The word Chanukah means "dedication" and celebrates the victory of Judah Maccabee's small band of Jewish guerrillas, who recaptured the city of Jerusalem from the Greco-Syrian empire of King Antiochus IV. After Judah's victory, the Holy Temple was rededicated to the worship of God. Pagan altars were removed, Zeus' statue was destroyed, and traces of Greco-Syrian occupation were erased.

Legend has it that Judah discovered only enough oil to light Temple lamps for a single day. But miraculously, the small amount of oil lasted eight days, and ever since, Jews have commemorated this jubilant event.

Many scholars believe that if Judah had not triumphed, Judaism might have disappeared, just one more ancient Middle Eastern religion eradicated by a dictatorial regime. Some scholars further assert that if Judaism had not survived, Christianity — based on the teachings of a Jew named Jesus — would never have emerged two centuries after the Maccabean victory.
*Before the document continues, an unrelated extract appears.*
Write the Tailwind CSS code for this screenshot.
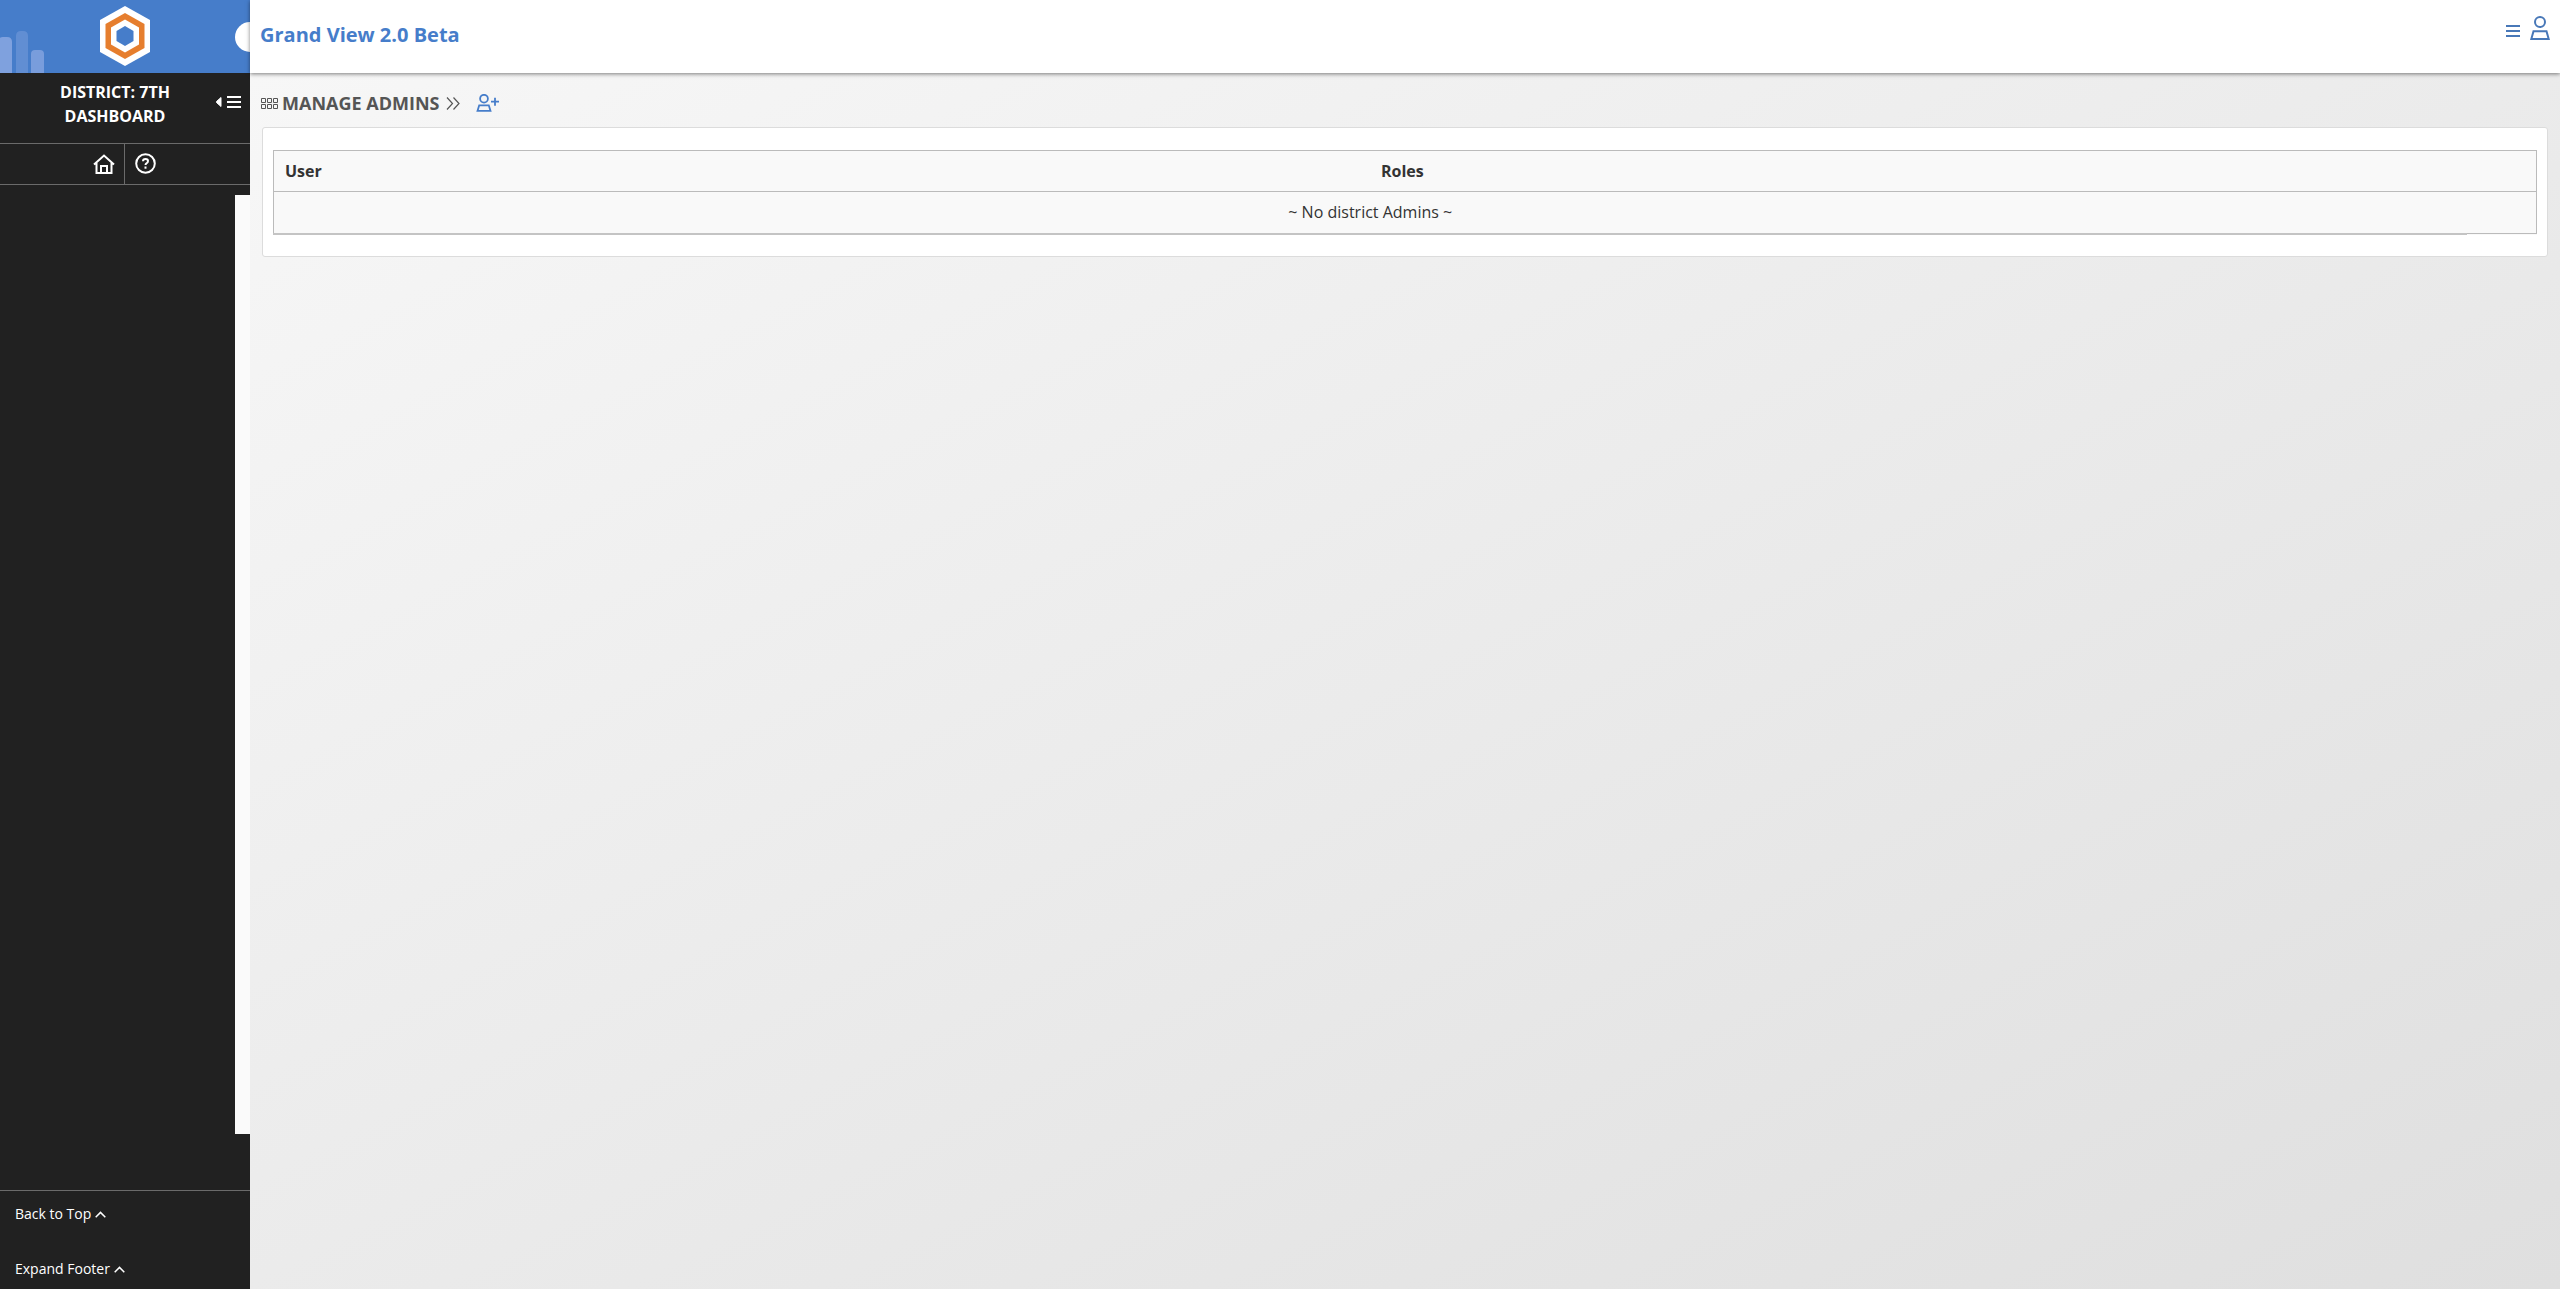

But there is a darker, more ominous dimension of the holiday that is often ignored. And Rabin's assassination has conjured up two painful aspects of Chanukah: internal Jewish dissension and Jews killing one another for religious and political purposes.

While Jews living in ancient Israel chafed under an imperial Greco-Syrian occupation, they also were bitterly divided over critical issues of religion and politics. Many Jews had abandoned their traditional Jewish faith and warmly embraced the dominant and dazzling Hellenistic culture that was replete with material wealth, science, art and literature.

"Why not?" they reasoned — as many members of minority religions do today when faced with the choice of keeping themselves distinct from the dominant culture or immersing themselves in it.

A majority culture is always attractive, especially when backed by economic, political, artistic and military power. One side argues that without flexibility, religion will become static. It may even self-destruct because of its inability to change with a changing world.

Others argue that only by firmly following the ways of our fathers can a religion survive the seductive allure of the larger society. This is a question that will never be completely resolved for any minority religion at any moment in history; it was especially intense in ancient Israel.

The sacred office of the high priest, the leader of the Holy Temple, was defiled by Jews who engaged in bribes and tawdry deals with the ruling political power. Intra-Jewish strife concerning religious beliefs and practices was the order of the day.

And the killing of one Jew by another in the town of Modin, not far from Jerusalem, was the spark that ignited the war between the occupied and the occupiers. An aged Jew, Mattathias, and his five sons, including Judah Maccabee, were commanded by Antiochus' officers to offer a public sacrifice to a pagan god.

Mattathias, faithful to his tradition, refused and shouted: "God forbid that we should forsake the Torah." But another Jew did come forward to make a sacrifice, and the enraged Mattathias killed him upon the altar, crying out: "Whoever is zealous for the covenant of our fathers, let them follow me."

With that battle cry, Mattathias and his sons fled to the neighboring mountains to begin a struggle against the occupying power and its Jewish sympathizers that ended with the rededication of the Temple in Jerusalem.

Of course, there are many significant differences between the first Chanukah and modern Israel. Jews have achieved national sovereignty and political independence in their homeland. And no one is forcing Jews to abase their religious faith in public.

But then as now, there were deep political and religious fissures in contemporary Jewish life. And while Mattathias and Yigal Amir, Rabin's assassin, each killed a fellow Jew in far different times and for different reasons, they both cited fidelity to God as the reason for their violent acts.

That grim fact is reason enough to get beyond the conventional gaiety of Chanukah and ponder the holiday's deeper meanings.